** start Data for the task **

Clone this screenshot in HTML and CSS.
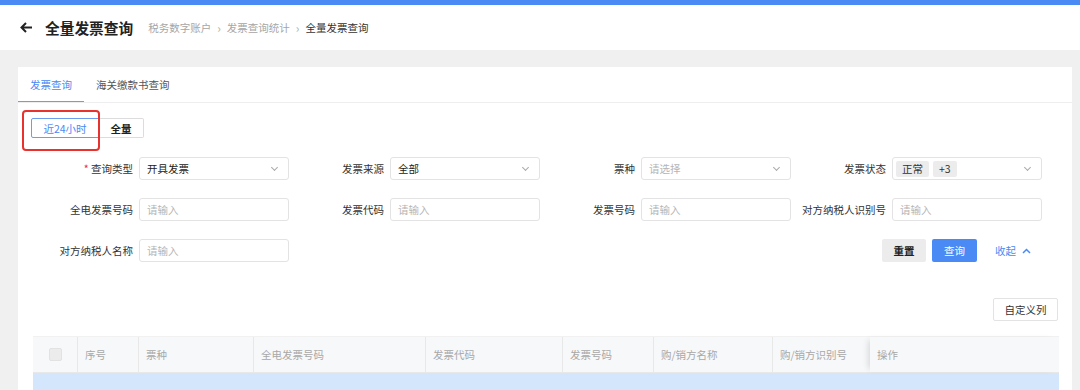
FILE: index.html
```html
<!DOCTYPE html>
<html lang="zh">
<head>
<meta charset="utf-8">
<title>全量发票查询</title>
<link rel="stylesheet" href="styles.css">
</head>
<body>
<div class="topbar"></div>
<header class="header">
  <svg class="back" width="13" height="11" viewBox="0 0 13 11"><path d="M12 5.5H2M6 1L1.5 5.5L6 10" fill="none" stroke="#222" stroke-width="2"/></svg>
  <h1 class="title">全量发票查询</h1>
  <nav class="crumbs">
    <span>税务数字账户</span><span class="sep">›</span><span>发票查询统计</span><span class="sep">›</span><span class="cur">全量发票查询</span>
  </nav>
</header>
<main class="main">
  <section class="card">
    <div class="tabs">
      <div class="tab active">发票查询</div>
      <div class="tab">海关缴款书查询</div>
    </div>
    <div class="seg-wrap">
      <div class="seg">
        <button class="seg-btn on">近24小时</button><button class="seg-btn all">全量</button>
      </div>
      <div class="mark"></div>
    </div>
    <form class="form">
      <div class="item"><label class="lbl"><span class="req">*</span> 查询类型</label><div class="inp sel">开具发票<i class="chev"></i></div></div>
      <div class="item"><label class="lbl">发票来源</label><div class="inp sel">全部<i class="chev"></i></div></div>
      <div class="item"><label class="lbl">票种</label><div class="inp sel ph">请选择<i class="chev"></i></div></div>
      <div class="item"><label class="lbl">发票状态</label><div class="inp sel tags"><span class="tag">正常</span><span class="tag">+3</span><i class="chev"></i></div></div>
      <div class="item"><label class="lbl">全电发票号码</label><div class="inp ph">请输入</div></div>
      <div class="item"><label class="lbl">发票代码</label><div class="inp ph">请输入</div></div>
      <div class="item"><label class="lbl">发票号码</label><div class="inp ph">请输入</div></div>
      <div class="item"><label class="lbl">对方纳税人识别号</label><div class="inp ph">请输入</div></div>
      <div class="item"><label class="lbl">对方纳税人名称</label><div class="inp ph">请输入</div></div>
      <div class="actions">
        <button type="button" class="btn reset">重置</button>
        <button type="button" class="btn query">查询</button>
        <span class="fold">收起<svg width="9" height="6" viewBox="0 0 9 6"><path d="M1 5L4.5 1.5L8 5" fill="none" stroke="#4a8af4" stroke-width="1.5"/></svg></span>
      </div>
    </form>
    <div class="tools"><button class="btn cols">自定义列</button></div>
    <div class="table">
      <div class="thead">
        <div class="th c0"><span class="chk"></span></div>
        <div class="th c1">序号</div>
        <div class="th c2">票种</div>
        <div class="th c3">全电发票号码</div>
        <div class="th c4">发票代码</div>
        <div class="th c5">发票号码</div>
        <div class="th c6">购/销方名称</div>
        <div class="th c7">购/销方识别号</div>
        <div class="th c8">操作</div>
      </div>
      <div class="row"></div>
    </div>
  </section>
</main>
</body>
</html>
```
FILE: styles.css
```css
* { box-sizing: border-box; }
html, body { margin: 0; padding: 0; }
body {
  background: #f0f0f0;
  font-family: "Microsoft YaHei", "Noto Sans CJK SC", "Liberation Sans", sans-serif;
  font-size: 10.5px;
  color: #333;
  height: 390px;
  overflow: hidden;
}
.topbar { height: 5px; background: #4a8af4; }
.header {
  height: 45px;
  background: #fff;
  display: flex;
  align-items: center;
  padding-left: 20px;
}
.back { display: block; margin-right: 12px; }
.title {
  margin: 0;
  font-size: 14.7px;
  font-weight: 700;
  color: #222;
  margin-right: 15px;
}
.crumbs { display: flex; align-items: center; color: #a6a6a6; }
.crumbs .sep { margin: 0 6px; color: #b0b0b0; font-size: 12px; }
.crumbs .cur { color: #333; }
.main { padding: 17px 8px 0 18px; }
.card { background: #fff; height: 340px; position: relative; }
.tabs {
  display: flex;
  height: 36px;
  border-bottom: 1px solid #eeeeee;
}
.tab {
  padding: 0 12px;
  line-height: 35px;
  color: #555;
}
.tab.active { color: #4a8af4; border-bottom: 1.5px solid #6b9ef2; }
.seg-wrap { position: relative; padding: 15px 0 0 13px; }
.seg { display: flex; }
.seg-btn {
  height: 20px;
  font: inherit;
  background: #fff;
  border: 1px solid #dcdcdc;
  padding: 0;
  margin: 0;
  color: #333;
}
.seg-btn.on { width: 68px; border-color: #6b9ef2; color: #4a8af4; border-radius: 2px 0 0 2px; }
.seg-btn.all { width: 45px; border-left: 0; border-radius: 0 2px 2px 0; color: #222; font-weight: 600; }
.mark {
  position: absolute;
  left: 4px;
  top: 7px;
  width: 78px;
  height: 41px;
  border: 2px solid #e8322e;
  border-radius: 4px;
}
.form {
  display: grid;
  grid-template-columns: repeat(4, 251px);
  row-gap: 18px;
  padding: 19px 0 0 20px;
}
.item { display: flex; align-items: center; height: 23px; }
.lbl { flex: 1; text-align: right; margin-right: 6px; color: #333; white-space: nowrap; }
.req { color: #e8322e; }
.inp {
  width: 150px;
  height: 23px;
  border: 1px solid #e3e3e3;
  border-radius: 3px;
  padding: 0 7px;
  display: flex;
  align-items: center;
  color: #222;
  position: relative;
}
.inp.ph { color: #b5b5b5; }
.chev {
  position: absolute;
  right: 11px;
  top: 7px;
  width: 5px;
  height: 5px;
  border-right: 1px solid #aaa;
  border-bottom: 1px solid #aaa;
  transform: rotate(45deg);
}
.tags { padding-left: 3px; gap: 4px; }
.tag {
  background: #ececec;
  border-radius: 2px;
  height: 16px;
  line-height: 16px;
  padding: 0 6px;
  color: #333;
  font-size: 10.5px;
}
.actions {
  grid-column: 2 / 5;
  display: flex;
  justify-content: flex-end;
  align-items: center;
  padding-right: 11px;
}
.btn {
  font: inherit;
  height: 23px;
  border-radius: 2px;
  border: 0;
  padding: 0;
  cursor: pointer;
}
.reset { width: 44px; background: #ececec; color: #222; font-weight: 600; margin-right: 6px; }
.query { width: 45px; background: #4a8af4; color: #fff; margin-right: 18px; }
.fold { color: #4a8af4; display: flex; align-items: center; gap: 6px; }
.fold svg { display: block; }
.tools { display: flex; justify-content: flex-end; padding: 36px 14px 0 0; }
.cols { width: 65px; background: #fff; border: 1px solid #e3e3e3; color: #333; }
.table { margin: 15px 13px 0 15px; }
.thead {
  display: flex;
  height: 37px;
  background: #f7f8fa;
  border-top: 1px solid #f1f1f1;
  border-bottom: 1px solid #e8e8e8;
}
.th {
  display: flex;
  align-items: center;
  padding-left: 7px;
  color: #a8a8a8;
  border-right: 1px solid #e8e8e8;
  white-space: nowrap;
}
.c0 { width: 45px; justify-content: center; padding-left: 0; }
.c1 { width: 61px; }
.c2 { width: 115px; }
.c3 { width: 172px; }
.c4 { width: 137px; }
.c5 { width: 91px; }
.c6 { width: 119px; }
.c7 { width: 97px; border-right: 0; }
.c8 { flex: 1; border-right: 0; box-shadow: -5px 0 6px -3px rgba(0,0,0,0.12); }
.chk {
  width: 13px;
  height: 13px;
  background: #ececec;
  border: 1px solid #e2e2e2;
  border-radius: 2px;
}
.row { height: 20px; background: #d3e6fb; }
```
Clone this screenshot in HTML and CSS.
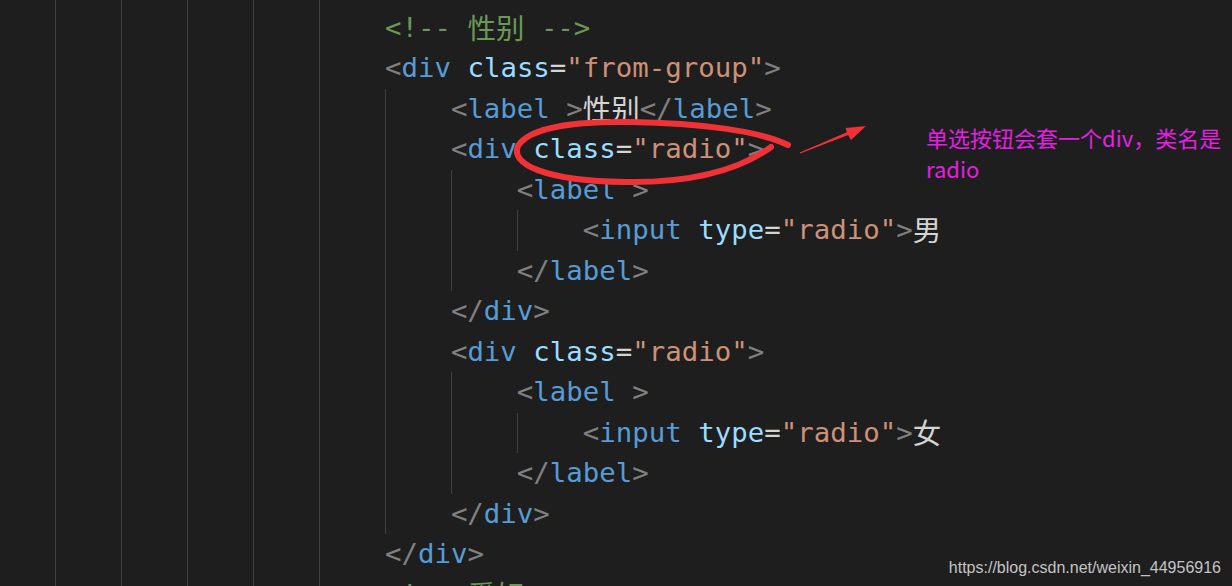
FILE: index.html
```html
<!DOCTYPE html>
<html lang="zh-CN">
<head>
    <meta charset="UTF-8">
    <meta name="viewport" content="width=device-width, initial-scale=1.0">
    <title>单选按钮 radio</title>
    <link rel="stylesheet" href="styles.css">
</head>
<body>
    <!-- Editor: every indent level is one .ind cell, its left border is the indent guide -->
    <div class="editor">
        <div class="line partial"><span class="ind"></span><span class="ind"></span><span class="ind"></span><span class="ind"></span><span class="ind"></span><span class="ind"></span></div>
        <div class="line"><span class="ind"></span><span class="ind"></span><span class="ind"></span><span class="ind"></span><span class="ind"></span><span class="ind"></span><span class="code c">&lt;!-- <span class="cjk">性别</span> --&gt;</span></div>
        <div class="line"><span class="ind"></span><span class="ind"></span><span class="ind"></span><span class="ind"></span><span class="ind"></span><span class="ind"></span><span class="code"><span class="p">&lt;</span><span class="t">div</span> <span class="a">class</span>=<span class="s">"from-group"</span><span class="p">&gt;</span></span></div>
        <div class="line"><span class="ind"></span><span class="ind"></span><span class="ind"></span><span class="ind"></span><span class="ind"></span><span class="ind"></span><span class="ind"></span><span class="code"><span class="p">&lt;</span><span class="t">label</span> <span class="p">&gt;</span><span class="cjk">性别</span><span class="p">&lt;/</span><span class="t">label</span><span class="p">&gt;</span></span></div>
        <div class="line"><span class="ind"></span><span class="ind"></span><span class="ind"></span><span class="ind"></span><span class="ind"></span><span class="ind"></span><span class="ind"></span><span class="code"><span class="p">&lt;</span><span class="t">div</span> <span class="a">class</span>=<span class="s">"radio"</span><span class="p">&gt;</span></span></div>
        <div class="line"><span class="ind"></span><span class="ind"></span><span class="ind"></span><span class="ind"></span><span class="ind"></span><span class="ind"></span><span class="ind"></span><span class="ind"></span><span class="code"><span class="p">&lt;</span><span class="t">label</span> <span class="p">&gt;</span></span></div>
        <div class="line"><span class="ind"></span><span class="ind"></span><span class="ind"></span><span class="ind"></span><span class="ind"></span><span class="ind"></span><span class="ind"></span><span class="ind"></span><span class="ind"></span><span class="code"><span class="p">&lt;</span><span class="t">input</span> <span class="a">type</span>=<span class="s">"radio"</span><span class="p">&gt;</span><span class="cjk">男</span></span></div>
        <div class="line"><span class="ind"></span><span class="ind"></span><span class="ind"></span><span class="ind"></span><span class="ind"></span><span class="ind"></span><span class="ind"></span><span class="ind"></span><span class="code"><span class="p">&lt;/</span><span class="t">label</span><span class="p">&gt;</span></span></div>
        <div class="line"><span class="ind"></span><span class="ind"></span><span class="ind"></span><span class="ind"></span><span class="ind"></span><span class="ind"></span><span class="ind"></span><span class="code"><span class="p">&lt;/</span><span class="t">div</span><span class="p">&gt;</span></span></div>
        <div class="line"><span class="ind"></span><span class="ind"></span><span class="ind"></span><span class="ind"></span><span class="ind"></span><span class="ind"></span><span class="ind"></span><span class="code"><span class="p">&lt;</span><span class="t">div</span> <span class="a">class</span>=<span class="s">"radio"</span><span class="p">&gt;</span></span></div>
        <div class="line"><span class="ind"></span><span class="ind"></span><span class="ind"></span><span class="ind"></span><span class="ind"></span><span class="ind"></span><span class="ind"></span><span class="ind"></span><span class="code"><span class="p">&lt;</span><span class="t">label</span> <span class="p">&gt;</span></span></div>
        <div class="line"><span class="ind"></span><span class="ind"></span><span class="ind"></span><span class="ind"></span><span class="ind"></span><span class="ind"></span><span class="ind"></span><span class="ind"></span><span class="ind"></span><span class="code"><span class="p">&lt;</span><span class="t">input</span> <span class="a">type</span>=<span class="s">"radio"</span><span class="p">&gt;</span><span class="cjk">女</span></span></div>
        <div class="line"><span class="ind"></span><span class="ind"></span><span class="ind"></span><span class="ind"></span><span class="ind"></span><span class="ind"></span><span class="ind"></span><span class="ind"></span><span class="code"><span class="p">&lt;/</span><span class="t">label</span><span class="p">&gt;</span></span></div>
        <div class="line"><span class="ind"></span><span class="ind"></span><span class="ind"></span><span class="ind"></span><span class="ind"></span><span class="ind"></span><span class="ind"></span><span class="code"><span class="p">&lt;/</span><span class="t">div</span><span class="p">&gt;</span></span></div>
        <div class="line"><span class="ind"></span><span class="ind"></span><span class="ind"></span><span class="ind"></span><span class="ind"></span><span class="ind"></span><span class="code"><span class="p">&lt;/</span><span class="t">div</span><span class="p">&gt;</span></span></div>
        <div class="line"><span class="ind"></span><span class="ind"></span><span class="ind"></span><span class="ind"></span><span class="ind"></span><span class="ind"></span><span class="code c">&lt;!-- <span class="cjk">爱好</span> --&gt;</span></div>
    </div>

    <!-- Hand-drawn markup on top of the screenshot -->
    <svg class="ink" width="1232" height="586" viewBox="0 0 1232 586">
        <path d="M788,145 C760,131 700,123 630,122 C568,121 528,129 518,146 C510,164 545,181 625,182 C695,183 742,168 771,147"
              fill="none" stroke="#f03237" stroke-width="6" stroke-linecap="round" stroke-linejoin="round"/>
        <polygon points="799.8,152.5 846.9,132.2 845.5,128 866,126 851,140 848.1,135 800.2,153.5" fill="#f03237"/>
    </svg>

    <p class="note">单选按钮会套一个div，类名是radio</p>

    <div class="mark">https://blog.csdn.net/weixin_44956916</div>
</body>
</html>
```

FILE: styles.css
```css
/* Global */
* { box-sizing: border-box; margin: 0; padding: 0; }
html, body { height: 100%; }
body {
    position: relative;
    overflow: hidden;
    background: #1e1e1e;
    font-family: "DejaVu Sans Mono", "Noto Sans CJK SC", monospace;
}

/* Editor */
.editor {
    margin-left: -10.8px;
    font-size: 27.4px;
}
.line {
    display: flex;
    height: 40.5px;
    line-height: 40.5px;
}
.line.partial { height: 7.5px; }
.ind {
    flex: none;
    width: 4ch;
    border-left: 1px solid #404040;
}
.code { white-space: pre; color: #d4d4d4; }

/* Dark+ tokens */
.p { color: #808080; }
.t { color: #569cd6; }
.a { color: #9cdcfe; }
.s { color: #ce9178; }
.c { color: #6a9955; }

.cjk {
    font-family: "Noto Sans CJK SC", sans-serif;
    font-size: 28.5px;
    line-height: 1;
    vertical-align: -2px;
}

/* Annotation */
.ink {
    position: absolute;
    left: 0;
    top: 0;
    pointer-events: none;
}
.note {
    position: absolute;
    left: 926px;
    top: 122px;
    width: 300px;
    font-family: "Noto Sans CJK SC", sans-serif;
    font-size: 22px;
    line-height: 31px;
    color: #e320e3;
}

/* Watermark */
.mark {
    position: absolute;
    right: 11px;
    top: 559px;
    font-family: "Liberation Sans", Arial, sans-serif;
    font-size: 16px;
    line-height: 18px;
    color: #c4c4c4;
}
```
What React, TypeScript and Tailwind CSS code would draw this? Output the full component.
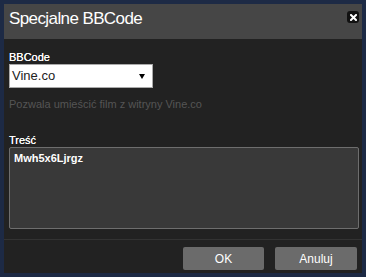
export default function App() {
  return (
    <div className="h-[277px] w-[366px] bg-[#1d2a45] p-1 font-['Liberation_Sans',Arial,sans-serif]">
      <div className="flex h-[269px] w-[358px] flex-col bg-[#222222]">
        {/* title bar */}
        <div className="flex h-[35px] shrink-0 items-start justify-between bg-[#464646] pl-[5px] pr-[3px]">
          <span className="pt-[6px] text-[17px] leading-[17px] tracking-[-0.6px] text-white">Specjalne BBCode</span>
          <button className="mt-[7px] flex h-[12px] w-[12px] items-center justify-center rounded-[3px] bg-[#111]">
            <svg width="7" height="7" viewBox="0 0 7 7">
              <path d="M1 1L6 6M6 1L1 6" stroke="white" strokeWidth="2" strokeLinecap="square" />
            </svg>
          </button>
        </div>

        {/* body */}
        <div className="flex flex-1 flex-col px-[5px] pt-[12px]">
          <label className="text-[11px] leading-[13px] text-white [text-shadow:0_0_0.4px_#fff]">BBCode</label>
          <div className="flex h-[24px] w-[144px] items-center justify-between border border-[#aaa] bg-white pl-[2px] pr-[7px]">
            <span className="text-[13px] text-[#222]">Vine.co</span>
            <svg width="6" height="5" viewBox="0 0 6 5">
              <path d="M0 0H6L3 5Z" fill="black" />
            </svg>
          </div>
          <p className="mt-[10px] text-[11px] leading-[13px] text-[#555]">
            Pozwala umieścić film z witryny Vine.co
          </p>
          <label className="mt-[23px] text-[11px] leading-[13px] text-white [text-shadow:0_0_0.4px_#fff]">Treść</label>
          <div className="h-[82px] w-[350px] rounded-[2px] border border-[#6e6e6e] bg-[#393939] px-[4px] pt-[3px] text-[11px] leading-[14px] font-bold text-white">
            Mwh5x6Ljrgz
          </div>
        </div>

        {/* footer */}
        <div className="flex h-[34px] shrink-0 items-start justify-end gap-[11px] border-t border-[#333] pt-[7px] pr-[5px]">
          <button className="h-[23px] w-[81px] rounded-[2px] bg-[#6b6b6b] text-[12px] text-white">OK</button>
          <button className="h-[23px] w-[82px] rounded-[2px] bg-[#6b6b6b] text-[12px] text-white">Anuluj</button>
        </div>
      </div>
    </div>
  );
}
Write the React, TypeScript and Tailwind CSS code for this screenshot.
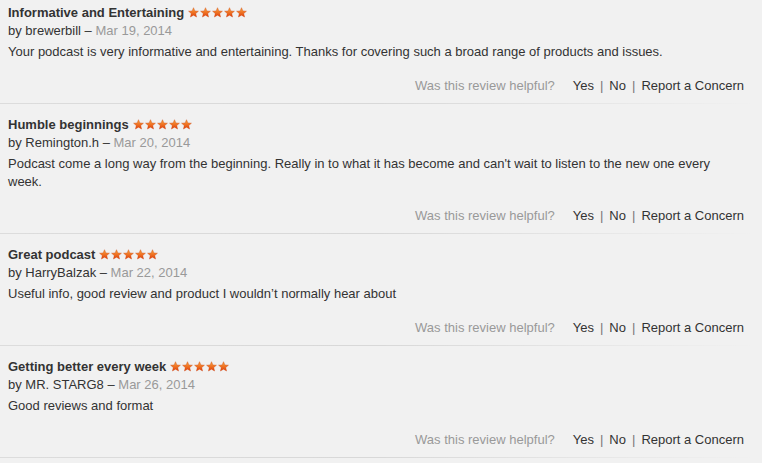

** end Data for the task **

_What you will do_:
Indicate how many lines of the material contain the string "Tailwind", giving the number and nothing more.

_Answer to this exercise_:
2